Osons poser la question : ce changement de nomenclature est-il révolutionnaire pour les usagers ? L’addictologie possède le mérite de médicaliser la consommation de substances, toutes les substances. Nous l’avons écrit mille fois, cette fausse neutralisation de la coupure légale entre cannabis et alcool par exemple, n’a aucune incidence en termes de droits de l’Homme, puisque la ganja, qui n’a jamais tué personne directement, continue de fournir son quota de fumeurs au commissariat alors que la drogue dure tirée du raisin, responsable de plus d’overdoses (dits « comas éthyliques ») que l’héroïne et le crack réunis, continue d’être servie à l’Élysée dans des verres en cristal. Oui, c’est facile, mais c’est également vrai. Le « A » de addiction n’a jamais sauvé un seul usager des griffes du gendarme, ni des foudres d’un procureur zélé parti en croisade. D’ailleurs en y réfléchissant, la croisade contre les addictions, avec son petit air de bonne conscience thérapeutique, peut occasionner encore plus de dégâts en embarquant dans ses fourgons tous les furieux de la prohibition du tabac et les nostalgiques de la prohibition de l’alcool. Passons.

Le « S » de drogues

asud55 p06 Danièle Jourdain-MenningerDonc, côté bouteille à moitié pleine (mais à consommer avec modération), cochons la disparition définitive du vieux concept de toxicomanie et ses relents de camisole. Intéressons-nous également au « S » de « lutte contre les drogues ». Ce pluriel qui s’installe l’air de rien à la fin d’un mot qui ne souffre habituellement pas d’autre nombre laisserait entendre que l’on n’est plus dans la propagation de La Drogue, l’ogre qui dévore les petits enfants, mais dans une approche plus pragmatique qui valide des conceptions scientifiques attachées à différencier les substances du point de vue pharmacologique. Or, ces bonnes intentions sont immédiatement ramenées à l’aune de ce qui reste la politique officielle de notre pays, réaffirmée par Madame Jourdain-Menninger, l’actuelle présidente de la Mildeca. Envoyée en mars dernier comme missus dominici à Vienne lors de la convention annuelle de l’ONUDC, l’organe onusien de lutte contre la drogue, elle s’est exprimée ainsi :

« Nous devons protéger nos concitoyens et nos États des conséquences néfastes sur la santé, le développement et la sécurité, provoquées par la drogue. »1 Chassez le naturel…

La lutte finale

Et puis dans Mildeca, il y a le « L » de lutte. Ce qui résiste, c’est ce fantasme de la lutte, du combat, bref, de la guerre qui doit fatalement terrasser un ennemi. Et là, addiction ou toxicomanie, drogue avec ou sans « S », nous savons nous autres usagers – petits trafiquants, consommateurs, habitants des quartiers périurbains, et divers noctambules – que nous en serons les victimes directes ou indirectes.
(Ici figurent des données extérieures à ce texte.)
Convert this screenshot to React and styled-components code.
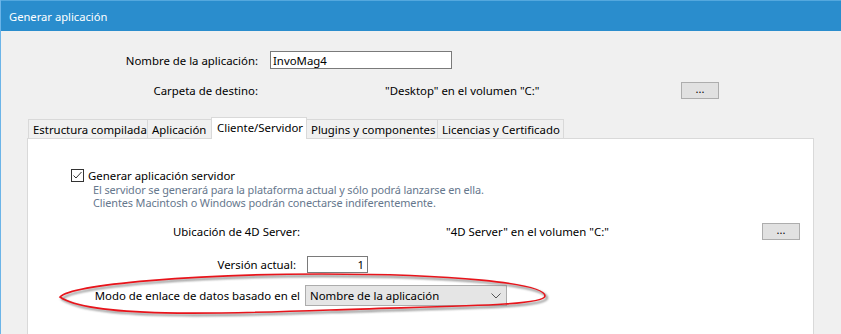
import React from "react";
import styled, { createGlobalStyle } from "styled-components";

const Global = createGlobalStyle`
  html, body { margin: 0; padding: 0; background: #f0f0f0; }
  body { font-family: "Noto Sans", "Liberation Sans", sans-serif; font-size: 11.4px; color: #000; }
  * { box-sizing: border-box; }
`;

const Window = styled.div`
  position: relative;
  width: 841px;
  height: 334px;
  overflow: hidden;
  background: #f0f0f0;
  border-left: 1px solid #6bb4e8;
  display: flex;
  flex-direction: column;
`;

const TitleBar = styled.div`
  height: 31px;
  flex: none;
  background: #2a8dcd;
  border-top: 1px solid #54a8de;
  color: #fff;
  font-size: 11.2px;
  display: flex;
  align-items: center;
  padding-left: 8px;
`;

const Row = styled.div`
  display: flex;
  align-items: center;
  height: ${(p) => p.$h}px;
  margin-top: ${(p) => p.$mt}px;
  flex: none;
`;

const Label = styled.div`
  width: ${(p) => p.$w}px;
  text-align: right;
  white-space: nowrap;
  flex: none;
`;

const Value = styled.div`
  width: ${(p) => p.$w}px;
  margin-left: ${(p) => p.$ml}px;
  white-space: nowrap;
  flex: none;
`;

const TextInput = styled.div`
  width: ${(p) => p.$w}px;
  height: ${(p) => p.$h}px;
  margin-left: ${(p) => p.$ml}px;
  background: #fff;
  border: 1px solid #7a7a7a;
  display: flex;
  align-items: center;
  justify-content: ${(p) => (p.$right ? "flex-end" : "flex-start")};
  padding: 0 3px 0 2px;
  flex: none;
`;

const Button = styled.div`
  width: 38px;
  height: 17px;
  margin-left: ${(p) => p.$ml || 0}px;
  background: #e1e1e1;
  border: 1px solid #adadad;
  display: flex;
  align-items: center;
  justify-content: center;
  font-size: 11px;
  line-height: 1;
  padding-bottom: 4px;
  flex: none;
`;

const TabStrip = styled.div`
  display: flex;
  align-items: flex-end;
  height: 22px;
  margin-top: 18px;
  margin-left: 27px;
  margin-bottom: -1px;
  position: relative;
  z-index: 1;
  flex: none;
`;

const Tab = styled.div`
  width: ${(p) => p.$w}px;
  height: ${(p) => (p.$active ? 22 : 20)}px;
  margin-left: -1px;
  &:first-child { margin-left: 0; }
  background: ${(p) => (p.$active ? "#fff" : "#f0f0f0")};
  border: 1px solid #d9d9d9;
  border-bottom: ${(p) => (p.$active ? "none" : "1px solid #d9d9d9")};
  display: flex;
  align-items: ${(p) => (p.$active ? "flex-start" : "center")};
  padding: ${(p) => (p.$active ? "2px 0 0 5px" : "0 0 0 4px")};
  white-space: nowrap;
  position: relative;
  z-index: ${(p) => (p.$active ? 2 : 1)};
`;

const Panel = styled.div`
  position: relative;
  margin-left: 26px;
  width: 787px;
  flex: 1;
  background: #fff;
  border: 1px solid #d9d9d9;
  border-bottom: none;
  display: flex;
  flex-direction: column;
`;

const CheckRow = styled.div`
  display: flex;
  align-items: center;
  height: 16px;
  margin-top: 28px;
  padding-left: 43px;
  gap: 4px;
`;

const Box = styled.div`
  width: 13px;
  height: 13px;
  border: 1px solid #333;
  background: #fff;
  display: flex;
  align-items: center;
  justify-content: center;
`;

const Description = styled.div`
  padding-left: 65px;
  color: #66778d;
  font-size: 10.9px;
  letter-spacing: -0.1px;
  line-height: 13px;
`;

const Select = styled.div`
  width: 202px;
  height: 21px;
  margin-left: 5px;
  background: #e5e5e5;
  border: 1px solid #acacac;
  display: flex;
  align-items: center;
  justify-content: space-between;
  padding: 0 5px 0 4px;
  flex: none;
`;

const Highlight = styled.svg`
  position: absolute;
  left: 0;
  top: 0;
  pointer-events: none;
  overflow: visible;
`;

const ELLIPSE =
  "M60 297 C72 284 200 274 322 274 C450 274 545 283 545 296 C545 306 450 306 330 310 C220 314 90 318 60 297 Z";

export default function App() {
  return (
    <>
      <Global />
      <Window>
        <TitleBar>Generar aplicación</TitleBar>
        <Row $h={18} $mt={20}>
          <Label $w={257}>Nombre de la aplicación:</Label>
          <TextInput $w={182} $h={18} $ml={12}>InvoMag4</TextInput>
        </Row>
        <Row $h={17} $mt={13}>
          <Label $w={257}>Carpeta de destino:</Label>
          <Value $w={296} $ml={127}>"Desktop" en el volumen "C:"</Value>
          <Button>...</Button>
        </Row>
        <TabStrip>
          <Tab $w={120}>Estructura compilada</Tab>
          <Tab $w={65}>Aplicación</Tab>
          <Tab $w={96} $active>Cliente/Servidor</Tab>
          <Tab $w={132}>Plugins y componentes</Tab>
          <Tab $w={127}>Licencias y Certificado</Tab>
        </TabStrip>
        <Panel>
          <CheckRow>
            <Box>
              <svg width="11" height="11" viewBox="0 0 11 11">
                <path d="M1.5 5.5 L4 8 L9.5 2" fill="none" stroke="#333" strokeWidth="1" />
              </svg>
            </Box>
            <span>Generar aplicación servidor</span>
          </CheckRow>
          <Description>
            El servidor se generará para la plataforma actual y sólo podrá lanzarse en ella.
            <br />
            Clientes Macintosh o Windows podrán conectarse indiferentemente.
          </Description>
          <Row $h={17} $mt={14}>
            <Label $w={272}>Ubicación de 4D Server:</Label>
            <Value $w={316} $ml={146}>"4D Server" en el volumen "C:"</Value>
            <Button>...</Button>
          </Row>
          <Row $h={17} $mt={16}>
            <Label $w={268}>Versión actual:</Label>
            <TextInput $w={61} $h={17} $ml={11} $right>1</TextInput>
          </Row>
          <Row $h={21} $mt={12}>
            <Label $w={272}>Modo de enlace de datos basado en el</Label>
            <Select>
              <span>Nombre de la aplicación</span>
              <svg width="10" height="6" viewBox="0 0 10 6">
                <path d="M0.5 0.5 L5 5 L9.5 0.5" fill="none" stroke="#555" strokeWidth="1" />
              </svg>
            </Select>
          </Row>
          <Highlight width="841" height="200" style={{ left: -28, top: -139 }}>
            <defs>
              <filter id="sh" x="-10%" y="-50%" width="120%" height="200%">
                <feGaussianBlur stdDeviation="1.2" />
              </filter>
            </defs>
            <path d={ELLIPSE} fill="none" stroke="#888" strokeWidth="2" filter="url(#sh)" transform="translate(2 2)" />
            <path d={ELLIPSE} fill="none" stroke="#e8141b" strokeWidth="1.6" />
          </Highlight>
        </Panel>
      </Window>
    </>
  );
}
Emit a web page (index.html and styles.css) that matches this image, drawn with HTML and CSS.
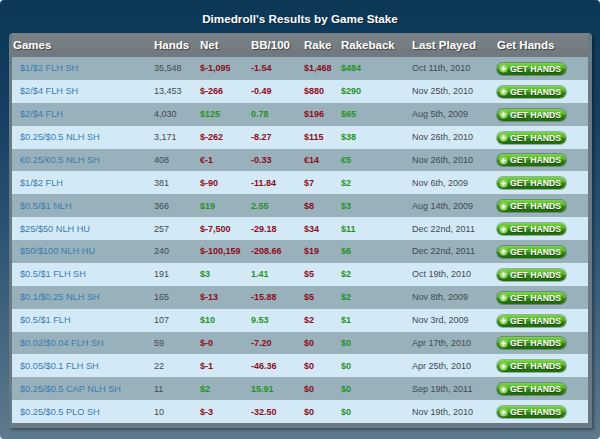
FILE: index.html
```html
<!DOCTYPE html>
<html>
<head>
<meta charset="utf-8">
<link rel="stylesheet" href="styles.css">
</head>
<body>
<div class="panel">
  <h1 class="title">Dimedroll's Results by Game Stake</h1>
  <div class="box">
    <table class="stats">
      <colgroup>
        <col class="c-game"><col class="c-hands"><col class="c-net"><col class="c-bb"><col class="c-rake"><col class="c-rb"><col class="c-last"><col class="c-get">
      </colgroup>
      <thead>
        <tr><th class="game">Games</th><th>Hands</th><th>Net</th><th>BB/100</th><th>Rake</th><th>Rakeback</th><th>Last Played</th><th>Get Hands</th></tr>
      </thead>
      <tbody>
        <tr><td class="game"><a>$1/$2 FLH SH</a></td><td class="num">35,548</td><td class="neg">$-1,095</td><td class="neg">-1.54</td><td class="neg">$1,468</td><td class="pos">$484</td><td class="date">Oct 11th, 2010</td><td><a class="get"><svg viewBox="0 0 10 10"><circle cx="5" cy="5" r="4.5" fill="#8fd25e"/><path d="M5 2.6v4.8M2.6 5h4.8" stroke="#fff" stroke-width="1.6"/></svg>GET HANDS</a></td></tr>
        <tr><td class="game"><a>$2/$4 FLH SH</a></td><td class="num">13,453</td><td class="neg">$-266</td><td class="neg">-0.49</td><td class="neg">$880</td><td class="pos">$290</td><td class="date">Nov 25th, 2010</td><td><a class="get"><svg viewBox="0 0 10 10"><circle cx="5" cy="5" r="4.5" fill="#8fd25e"/><path d="M5 2.6v4.8M2.6 5h4.8" stroke="#fff" stroke-width="1.6"/></svg>GET HANDS</a></td></tr>
        <tr><td class="game"><a>$2/$4 FLH</a></td><td class="num">4,030</td><td class="pos">$125</td><td class="pos">0.78</td><td class="neg">$196</td><td class="pos">$65</td><td class="date">Aug 5th, 2009</td><td><a class="get"><svg viewBox="0 0 10 10"><circle cx="5" cy="5" r="4.5" fill="#8fd25e"/><path d="M5 2.6v4.8M2.6 5h4.8" stroke="#fff" stroke-width="1.6"/></svg>GET HANDS</a></td></tr>
        <tr><td class="game"><a>$0.25/$0.5 NLH SH</a></td><td class="num">3,171</td><td class="neg">$-262</td><td class="neg">-8.27</td><td class="neg">$115</td><td class="pos">$38</td><td class="date">Nov 26th, 2010</td><td><a class="get"><svg viewBox="0 0 10 10"><circle cx="5" cy="5" r="4.5" fill="#8fd25e"/><path d="M5 2.6v4.8M2.6 5h4.8" stroke="#fff" stroke-width="1.6"/></svg>GET HANDS</a></td></tr>
        <tr><td class="game"><a>€0.25/€0.5 NLH SH</a></td><td class="num">408</td><td class="neg">€-1</td><td class="neg">-0.33</td><td class="neg">€14</td><td class="pos">€5</td><td class="date">Nov 26th, 2010</td><td><a class="get"><svg viewBox="0 0 10 10"><circle cx="5" cy="5" r="4.5" fill="#8fd25e"/><path d="M5 2.6v4.8M2.6 5h4.8" stroke="#fff" stroke-width="1.6"/></svg>GET HANDS</a></td></tr>
        <tr><td class="game"><a>$1/$2 FLH</a></td><td class="num">381</td><td class="neg">$-90</td><td class="neg">-11.84</td><td class="neg">$7</td><td class="pos">$2</td><td class="date">Nov 6th, 2009</td><td><a class="get"><svg viewBox="0 0 10 10"><circle cx="5" cy="5" r="4.5" fill="#8fd25e"/><path d="M5 2.6v4.8M2.6 5h4.8" stroke="#fff" stroke-width="1.6"/></svg>GET HANDS</a></td></tr>
        <tr><td class="game"><a>$0.5/$1 NLH</a></td><td class="num">366</td><td class="pos">$19</td><td class="pos">2.55</td><td class="neg">$8</td><td class="pos">$3</td><td class="date">Aug 14th, 2009</td><td><a class="get"><svg viewBox="0 0 10 10"><circle cx="5" cy="5" r="4.5" fill="#8fd25e"/><path d="M5 2.6v4.8M2.6 5h4.8" stroke="#fff" stroke-width="1.6"/></svg>GET HANDS</a></td></tr>
        <tr><td class="game"><a>$25/$50 NLH HU</a></td><td class="num">257</td><td class="neg">$-7,500</td><td class="neg">-29.18</td><td class="neg">$34</td><td class="pos">$11</td><td class="date">Dec 22nd, 2011</td><td><a class="get"><svg viewBox="0 0 10 10"><circle cx="5" cy="5" r="4.5" fill="#8fd25e"/><path d="M5 2.6v4.8M2.6 5h4.8" stroke="#fff" stroke-width="1.6"/></svg>GET HANDS</a></td></tr>
        <tr><td class="game"><a>$50/$100 NLH HU</a></td><td class="num">240</td><td class="neg">$-100,159</td><td class="neg">-208.66</td><td class="neg">$19</td><td class="pos">$6</td><td class="date">Dec 22nd, 2011</td><td><a class="get"><svg viewBox="0 0 10 10"><circle cx="5" cy="5" r="4.5" fill="#8fd25e"/><path d="M5 2.6v4.8M2.6 5h4.8" stroke="#fff" stroke-width="1.6"/></svg>GET HANDS</a></td></tr>
        <tr><td class="game"><a>$0.5/$1 FLH SH</a></td><td class="num">191</td><td class="pos">$3</td><td class="pos">1.41</td><td class="neg">$5</td><td class="pos">$2</td><td class="date">Oct 19th, 2010</td><td><a class="get"><svg viewBox="0 0 10 10"><circle cx="5" cy="5" r="4.5" fill="#8fd25e"/><path d="M5 2.6v4.8M2.6 5h4.8" stroke="#fff" stroke-width="1.6"/></svg>GET HANDS</a></td></tr>
        <tr><td class="game"><a>$0.1/$0.25 NLH SH</a></td><td class="num">165</td><td class="neg">$-13</td><td class="neg">-15.88</td><td class="neg">$5</td><td class="pos">$2</td><td class="date">Nov 8th, 2009</td><td><a class="get"><svg viewBox="0 0 10 10"><circle cx="5" cy="5" r="4.5" fill="#8fd25e"/><path d="M5 2.6v4.8M2.6 5h4.8" stroke="#fff" stroke-width="1.6"/></svg>GET HANDS</a></td></tr>
        <tr><td class="game"><a>$0.5/$1 FLH</a></td><td class="num">107</td><td class="pos">$10</td><td class="pos">9.53</td><td class="neg">$2</td><td class="pos">$1</td><td class="date">Nov 3rd, 2009</td><td><a class="get"><svg viewBox="0 0 10 10"><circle cx="5" cy="5" r="4.5" fill="#8fd25e"/><path d="M5 2.6v4.8M2.6 5h4.8" stroke="#fff" stroke-width="1.6"/></svg>GET HANDS</a></td></tr>
        <tr><td class="game"><a>$0.02/$0.04 FLH SH</a></td><td class="num">59</td><td class="neg">$-0</td><td class="neg">-7.20</td><td class="neg">$0</td><td class="pos">$0</td><td class="date">Apr 17th, 2010</td><td><a class="get"><svg viewBox="0 0 10 10"><circle cx="5" cy="5" r="4.5" fill="#8fd25e"/><path d="M5 2.6v4.8M2.6 5h4.8" stroke="#fff" stroke-width="1.6"/></svg>GET HANDS</a></td></tr>
        <tr><td class="game"><a>$0.05/$0.1 FLH SH</a></td><td class="num">22</td><td class="neg">$-1</td><td class="neg">-46.36</td><td class="neg">$0</td><td class="pos">$0</td><td class="date">Apr 25th, 2010</td><td><a class="get"><svg viewBox="0 0 10 10"><circle cx="5" cy="5" r="4.5" fill="#8fd25e"/><path d="M5 2.6v4.8M2.6 5h4.8" stroke="#fff" stroke-width="1.6"/></svg>GET HANDS</a></td></tr>
        <tr><td class="game"><a>$0.25/$0.5 CAP NLH SH</a></td><td class="num">11</td><td class="pos">$2</td><td class="pos">15.91</td><td class="neg">$0</td><td class="pos">$0</td><td class="date">Sep 19th, 2011</td><td><a class="get"><svg viewBox="0 0 10 10"><circle cx="5" cy="5" r="4.5" fill="#8fd25e"/><path d="M5 2.6v4.8M2.6 5h4.8" stroke="#fff" stroke-width="1.6"/></svg>GET HANDS</a></td></tr>
        <tr><td class="game"><a>$0.25/$0.5 PLO SH</a></td><td class="num">10</td><td class="neg">$-3</td><td class="neg">-32.50</td><td class="neg">$0</td><td class="pos">$0</td><td class="date">Nov 19th, 2010</td><td><a class="get"><svg viewBox="0 0 10 10"><circle cx="5" cy="5" r="4.5" fill="#8fd25e"/><path d="M5 2.6v4.8M2.6 5h4.8" stroke="#fff" stroke-width="1.6"/></svg>GET HANDS</a></td></tr>
      </tbody>
    </table>
  </div>
</div>
</body>
</html>
```

FILE: styles.css
```css
html, body {
  margin: 0;
  padding: 0;
  background: #ffffff;
}

.panel {
  width: 600px;
  height: 439px;
  box-sizing: border-box;
  border-radius: 4px;
  background: linear-gradient(to bottom, #0c3858 0%, #143f61 25%, #2d5574 55%, #5e7a8d 100%);
  font-family: "Liberation Sans", Arial, sans-serif;
  overflow: hidden;
}

.title {
  margin: 0;
  height: 33px;
  box-sizing: border-box;
  padding-top: 3px;
  display: flex;
  align-items: center;
  justify-content: center;
  font-size: 11.7px;
  font-weight: bold;
  color: #ffffff;
  text-shadow: 1px 1px 1px rgba(0, 0, 0, 0.35);
}

.box {
  margin: 0 8px 0 9px;
  padding: 0 4px 5px 3px;
  background: #6a7a84;
  border-radius: 4px 4px 0 0;
  box-shadow: 2px 2px 3px rgba(0, 0, 0, 0.35);
}

.stats {
  width: 576px;
  table-layout: fixed;
  border-collapse: collapse;
  border-spacing: 0;
}

.c-game { width: 140px; }
.c-hands { width: 46px; }
.c-net { width: 51px; }
.c-bb { width: 53px; }
.c-rake { width: 37px; }
.c-rb { width: 71px; }
.c-last { width: 85px; }
.c-get { width: 93px; }

.stats thead tr {
  background: linear-gradient(to bottom, #7a8287 0%, #6f787d 100%);
}

.stats th {
  height: 24px;
  padding: 0 0 0 2px;
  text-align: left;
  font-size: 11.5px;
  font-weight: bold;
  color: #ffffff;
  text-shadow: 1px 1px 1px rgba(0, 0, 0, 0.45);
  white-space: nowrap;
}

.stats th.game {
  padding-left: 1px;
}

.stats td {
  height: 22.875px;
  padding: 0 0 0 2px;
  font-size: 9px;
  white-space: nowrap;
  vertical-align: middle;
}

.stats tbody tr:nth-child(odd) {
  background: #98b1bb;
}

.stats tbody tr:nth-child(even) {
  background: #d3e9f6;
}

.stats td.game {
  padding-left: 8px;
}

.stats td.game a {
  color: #3a7db0;
  font-size: 9.2px;
}

.num,
.date {
  color: #424a50;
}

.neg {
  color: #8c0d1c;
  font-weight: bold;
}

.pos {
  color: #1f941f;
  font-weight: bold;
}

.get {
  display: inline-flex;
  align-items: center;
  width: 69px;
  height: 12px;
  box-sizing: border-box;
  padding-left: 2px;
  border-radius: 6px;
  background: linear-gradient(to bottom, #7bd846 0%, #4fae24 45%, #2f8512 55%, #1f6a0b 100%);
  box-shadow: 0 0 0 1px rgba(20, 70, 10, 0.35);
  color: #ffffff;
  font-size: 8.7px;
  font-weight: bold;
  text-shadow: 0 1px 1px rgba(0, 0, 0, 0.4);
  vertical-align: middle;
  margin-top: 1px;
}

.get svg {
  width: 9px;
  height: 9px;
  margin-right: 2px;
  flex: none;
}
```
Quelques voix commencent à se lever parmi les gens « respectables » pour déplorer cette logique du contre, mais hélas, pas au sein de notre gouvernement. « La guerre à la drogue est d’abord une guerre menée contre les usagers », disait feu John Mordaunt. Le « A » de la Mildeca risque de continuer à rimer pour les Addicts avec Avanies, Attrition et surtout, Arrestations.


Notes :

1/ Lire sur a-f-r.org la Déclaration de la France lors de la 57ème session de la commission des stupéfiants à Vienne le 13 mars 2014.